■ WHAT NEEDS TO BE DONE ■
Your task is to quote the listing below exactly, beginning with its first line and ending on the line bearing "import React from".

■ SOURCE EXCERPT ■

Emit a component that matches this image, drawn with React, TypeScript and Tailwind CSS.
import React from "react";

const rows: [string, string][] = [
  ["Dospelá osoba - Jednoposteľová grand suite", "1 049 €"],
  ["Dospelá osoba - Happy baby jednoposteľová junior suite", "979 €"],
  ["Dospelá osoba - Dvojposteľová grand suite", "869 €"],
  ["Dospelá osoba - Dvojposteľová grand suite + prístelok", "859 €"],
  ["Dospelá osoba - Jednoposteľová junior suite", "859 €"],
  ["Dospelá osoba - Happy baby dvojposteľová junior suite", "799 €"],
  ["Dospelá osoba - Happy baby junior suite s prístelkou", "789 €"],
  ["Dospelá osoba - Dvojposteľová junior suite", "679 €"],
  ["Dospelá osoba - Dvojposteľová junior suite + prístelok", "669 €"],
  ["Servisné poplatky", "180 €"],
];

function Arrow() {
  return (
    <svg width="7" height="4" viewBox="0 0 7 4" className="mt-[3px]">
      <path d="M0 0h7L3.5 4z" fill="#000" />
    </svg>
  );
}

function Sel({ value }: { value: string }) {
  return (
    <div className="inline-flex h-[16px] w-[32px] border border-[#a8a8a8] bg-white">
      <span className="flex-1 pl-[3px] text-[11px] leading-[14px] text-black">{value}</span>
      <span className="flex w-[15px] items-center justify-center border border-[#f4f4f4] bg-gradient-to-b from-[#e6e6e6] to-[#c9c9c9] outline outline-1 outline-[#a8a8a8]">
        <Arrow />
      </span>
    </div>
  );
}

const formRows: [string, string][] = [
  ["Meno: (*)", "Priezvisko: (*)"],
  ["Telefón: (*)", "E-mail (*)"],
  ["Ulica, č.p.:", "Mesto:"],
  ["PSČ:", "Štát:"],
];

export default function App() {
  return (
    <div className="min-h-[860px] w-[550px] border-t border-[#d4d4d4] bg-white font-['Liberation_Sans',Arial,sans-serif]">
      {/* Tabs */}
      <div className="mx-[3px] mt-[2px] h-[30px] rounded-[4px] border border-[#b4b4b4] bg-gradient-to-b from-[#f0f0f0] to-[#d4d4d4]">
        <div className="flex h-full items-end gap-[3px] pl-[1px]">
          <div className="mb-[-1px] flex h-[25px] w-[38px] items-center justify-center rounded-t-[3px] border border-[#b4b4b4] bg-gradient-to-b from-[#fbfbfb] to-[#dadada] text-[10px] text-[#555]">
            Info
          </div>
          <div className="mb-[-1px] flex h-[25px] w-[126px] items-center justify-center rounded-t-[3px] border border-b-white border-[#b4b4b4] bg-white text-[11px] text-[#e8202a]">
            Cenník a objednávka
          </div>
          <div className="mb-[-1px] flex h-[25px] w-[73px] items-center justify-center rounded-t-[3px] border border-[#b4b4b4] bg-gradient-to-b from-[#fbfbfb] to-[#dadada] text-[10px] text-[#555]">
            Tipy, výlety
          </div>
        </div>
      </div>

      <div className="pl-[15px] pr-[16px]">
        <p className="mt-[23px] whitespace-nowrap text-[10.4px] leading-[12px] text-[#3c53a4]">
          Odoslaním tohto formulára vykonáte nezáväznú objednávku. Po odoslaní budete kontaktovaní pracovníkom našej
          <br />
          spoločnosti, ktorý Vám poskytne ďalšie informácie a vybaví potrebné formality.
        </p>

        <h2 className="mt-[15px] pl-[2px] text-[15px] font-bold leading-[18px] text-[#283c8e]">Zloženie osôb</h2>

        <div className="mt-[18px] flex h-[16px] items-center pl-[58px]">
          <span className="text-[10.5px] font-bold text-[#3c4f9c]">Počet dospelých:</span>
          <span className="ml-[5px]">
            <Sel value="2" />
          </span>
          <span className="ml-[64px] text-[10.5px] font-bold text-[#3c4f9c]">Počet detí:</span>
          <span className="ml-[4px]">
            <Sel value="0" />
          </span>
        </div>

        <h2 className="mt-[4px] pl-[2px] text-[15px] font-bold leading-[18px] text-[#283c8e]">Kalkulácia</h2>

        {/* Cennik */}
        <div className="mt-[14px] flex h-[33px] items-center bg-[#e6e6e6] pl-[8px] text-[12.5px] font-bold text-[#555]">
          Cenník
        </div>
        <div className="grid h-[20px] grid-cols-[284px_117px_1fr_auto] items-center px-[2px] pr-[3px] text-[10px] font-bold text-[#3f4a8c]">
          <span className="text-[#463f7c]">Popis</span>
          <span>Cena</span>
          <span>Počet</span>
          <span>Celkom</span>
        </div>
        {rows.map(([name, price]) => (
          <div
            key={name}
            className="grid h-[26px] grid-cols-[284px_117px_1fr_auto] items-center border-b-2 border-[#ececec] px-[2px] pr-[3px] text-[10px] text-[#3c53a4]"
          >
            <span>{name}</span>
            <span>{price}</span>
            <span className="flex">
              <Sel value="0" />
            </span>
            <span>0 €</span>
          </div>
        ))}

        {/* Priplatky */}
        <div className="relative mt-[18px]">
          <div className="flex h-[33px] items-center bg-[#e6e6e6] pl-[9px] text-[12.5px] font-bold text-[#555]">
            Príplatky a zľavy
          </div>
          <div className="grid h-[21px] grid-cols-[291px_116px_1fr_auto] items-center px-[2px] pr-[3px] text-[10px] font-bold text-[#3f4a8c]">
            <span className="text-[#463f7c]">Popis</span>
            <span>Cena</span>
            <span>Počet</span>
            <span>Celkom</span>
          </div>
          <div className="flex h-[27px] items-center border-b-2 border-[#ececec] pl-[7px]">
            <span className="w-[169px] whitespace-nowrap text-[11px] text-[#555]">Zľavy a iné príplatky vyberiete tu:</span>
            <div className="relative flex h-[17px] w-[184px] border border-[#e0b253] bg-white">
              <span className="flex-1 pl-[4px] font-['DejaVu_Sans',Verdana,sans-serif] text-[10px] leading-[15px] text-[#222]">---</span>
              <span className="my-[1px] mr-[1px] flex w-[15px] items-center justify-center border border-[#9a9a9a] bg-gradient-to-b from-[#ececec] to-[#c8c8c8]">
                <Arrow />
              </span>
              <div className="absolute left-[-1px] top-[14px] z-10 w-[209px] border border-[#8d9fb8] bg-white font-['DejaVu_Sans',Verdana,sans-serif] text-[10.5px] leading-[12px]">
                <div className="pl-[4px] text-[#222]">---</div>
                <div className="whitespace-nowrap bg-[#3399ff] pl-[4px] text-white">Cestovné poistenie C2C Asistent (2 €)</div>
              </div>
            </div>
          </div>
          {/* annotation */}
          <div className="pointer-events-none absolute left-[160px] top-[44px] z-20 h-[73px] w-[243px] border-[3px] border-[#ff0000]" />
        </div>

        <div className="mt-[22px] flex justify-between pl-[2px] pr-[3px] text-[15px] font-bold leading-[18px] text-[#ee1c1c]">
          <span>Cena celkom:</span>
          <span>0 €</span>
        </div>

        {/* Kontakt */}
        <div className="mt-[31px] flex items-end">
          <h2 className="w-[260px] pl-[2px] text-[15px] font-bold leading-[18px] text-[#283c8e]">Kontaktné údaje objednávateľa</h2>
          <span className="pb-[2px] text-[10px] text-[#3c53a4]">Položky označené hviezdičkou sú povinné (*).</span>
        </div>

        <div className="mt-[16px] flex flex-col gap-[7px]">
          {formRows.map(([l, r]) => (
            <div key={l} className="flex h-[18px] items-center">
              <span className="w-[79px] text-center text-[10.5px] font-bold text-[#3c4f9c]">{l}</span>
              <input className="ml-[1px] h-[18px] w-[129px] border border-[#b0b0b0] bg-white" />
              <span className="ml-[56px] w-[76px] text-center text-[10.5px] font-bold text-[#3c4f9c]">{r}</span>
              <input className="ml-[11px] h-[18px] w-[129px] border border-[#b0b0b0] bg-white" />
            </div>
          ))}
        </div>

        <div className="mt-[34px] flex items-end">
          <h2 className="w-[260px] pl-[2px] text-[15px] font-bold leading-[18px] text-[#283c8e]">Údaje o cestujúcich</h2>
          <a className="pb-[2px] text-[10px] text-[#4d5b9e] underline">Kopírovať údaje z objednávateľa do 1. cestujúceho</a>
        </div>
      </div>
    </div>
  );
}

■ WRITTEN RESPONSE ■
Emit a component that matches this image, drawn with React, TypeScript and Tailwind CSS.
import React from "react";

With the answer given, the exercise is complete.